EC report shows 'dramatic rise' in European 4G coverage

The European Commission's 2015 Digital Agenda Scoreboard revealed that LTE mobile broadband was available to nearly eight in 10 (79.4 per cent) of households across the European Union at the end of 2014, a significant increase on the situation at end-2013.

The report, which is based on research conducted by IHS and Valdani, Vicari & Associati, added that this represents a 20 percentage point increase compared to 2013 and shows that LTE is the fastest growing of the technologies covered in the study.

"Denmark, Netherlands and Sweden lead the European Union, with 99 per cent of households covered by LTE," said Alzbeta Fellenbaum, senior analyst at IHS Technology. "Other countries with outstanding performance in LTE coverage also include the Czech Republic and Malta, which saw an increase in coverage from 12 per cent to 91.9 per cent and from no coverage to 67 per cent, respectively."

The report also shows that 68 per cent of homes now have access to next-generation access (NGA) broadband, with NGA coverage reaching 68.1 per cent of EU homes. This means that high-speed (at least 30 Mbps) broadband services are now available to 15.5 million households more than in 2013.

Overall fixed broadband coverage was unchanged at 97 per cent, which the report said points to a slowing trajectory as Member States focus on NGA and mobile technologies.

At 89.6 percent, rural fixed broadband coverage also stayed at its 2013 level, but availability of NGA technologies in rural areas increased from 18.1 per cent in 2013 to 25.1 per cent of rural homes passed by high-speed networks in 2014.

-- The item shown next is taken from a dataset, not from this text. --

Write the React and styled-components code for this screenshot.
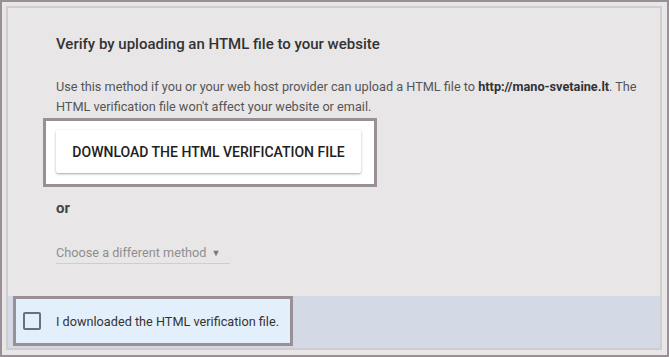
import React from "react";
import styled, { createGlobalStyle } from "styled-components";

const GlobalStyle = createGlobalStyle`
  html, body {
    margin: 0;
    padding: 0;
    background: #e8e6e7;
  }
  * {
    box-sizing: border-box;
  }
`;

const App = () => {
  return (
    <>
      <GlobalStyle />
      <Frame>
        <Panel>
          <Body>
            <Heading>Verify by uploading an HTML file to your website</Heading>
            <Description>
              Use this method if you or your web host provider can upload a HTML file to{" "}
              <strong>http://mano-svetaine.lt</strong>. The HTML verification file won't
              affect your website or email.
            </Description>
            <Highlight>
              <DownloadButton>Download the HTML verification file</DownloadButton>
            </Highlight>
            <OrLabel>or</OrLabel>
            <MethodSelect>
              Choose a different method <Caret>▼</Caret>
            </MethodSelect>
          </Body>
          <Footer>
            <CheckHighlight>
              <CheckBox />
              <CheckLabel>I downloaded the HTML verification file.</CheckLabel>
            </CheckHighlight>
          </Footer>
        </Panel>
      </Frame>
    </>
  );
};

export default App;

const Frame = styled.div`
  width: 669px;
  height: 357px;
  border: 2px solid #9b8f97;
  padding: 4px 5px 5px 4px;
  background: #e8e6e7;
  font-family: Roboto, "Liberation Sans", sans-serif;
`;

const Panel = styled.div`
  display: flex;
  flex-direction: column;
  height: 100%;
  border: 2px solid #cfcdce;
`;

const Body = styled.div`
  flex: 1;
  display: flex;
  flex-direction: column;
  align-items: flex-start;
  padding: 26px 8px 0 48px;
`;

const Heading = styled.h2`
  margin: 0;
  font-size: 15px;
  line-height: 20px;
  font-weight: 500;
  color: #333;
`;

const Description = styled.p`
  margin: 23px 0 0;
  font-size: 12.7px;
  line-height: 20px;
  color: #555;

  strong {
    font-weight: 700;
    color: #333;
  }
`;

const Highlight = styled.div`
  margin: 1px 0 0 -13px;
  padding: 9px 13px 11px 10px;
  border: 3px solid #9b8f97;
  background: #fff;
`;

const DownloadButton = styled.button`
  display: block;
  width: 305px;
  height: 43px;
  padding: 0;
  border: none;
  border-radius: 2px;
  background: #fff;
  box-shadow: 0 1px 3px rgba(0, 0, 0, 0.25), 0 1px 1px rgba(0, 0, 0, 0.12);
  font-family: Roboto, "Liberation Sans", sans-serif;
  font-size: 14px;
  font-weight: 500;
  text-transform: uppercase;
  color: #212121;
`;

const OrLabel = styled.div`
  margin-top: 11px;
  font-size: 15px;
  line-height: 20px;
  font-weight: 700;
  color: #444;
`;

const MethodSelect = styled.div`
  margin-top: 25px;
  width: 174px;
  border-bottom: 1px solid #cfcdce;
  font-size: 12.7px;
  line-height: 20px;
  color: #8f8f8f;
`;

const Caret = styled.span`
  margin-left: 2px;
  font-size: 9px;
  color: #777;
  vertical-align: 1px;
`;

const Footer = styled.div`
  height: 52px;
  background: #d3dae5;
  padding-left: 5px;
`;

const CheckHighlight = styled.div`
  display: flex;
  align-items: center;
  width: 280px;
  height: 50px;
  padding-left: 7px;
  border: 3px solid #9b8f97;
  background: #e3f0fb;
`;

const CheckBox = styled.span`
  width: 18px;
  height: 18px;
  border: 2px solid #6b7078;
  border-radius: 2px;
  flex-shrink: 0;
`;

const CheckLabel = styled.span`
  margin-left: 15px;
  font-size: 12.7px;
  color: #333;
`;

The growth in overall NGA coverage can be primarily attributed to an increase in very-high-bit-rate digital subscriber line (VDSL) coverage, which grew by over seven percentage points in the year, reaching 37.6 per cent of EU households by the end of 2014.

Fibre-to-the-premises (FTTP) coverage also increased, with services available to 18.7 per cent of European households. The report noted that Baltic countries traditionally lead in the availability of FTTP services. In 2014 Lithuania and Latvia remained the two countries with the highest FTTP coverage, with homes passed by FTTP reaching nearly 95 per cent of households in Lithuania and 83.2 per cent of households in Latvia.

However, the strongest growth in FTTP coverage compared to 2013 was recorded in Portugal and Spain, where FTTP coverage increased by 16.1 and 22.1 percentage points respectively, reaching 65.8 per cent of Portuguese and 44.8 per cent of Spanish homes.

Despite the improvement in connectivity, the report also noted that EU telecom operator revenues have been declining since 2010 (from €246 billion ($278 billion) in 2010 to €230 billion in 2014), while in the U.S. they are still growing (from €220 billion in 2010 to €266 billion in 2014).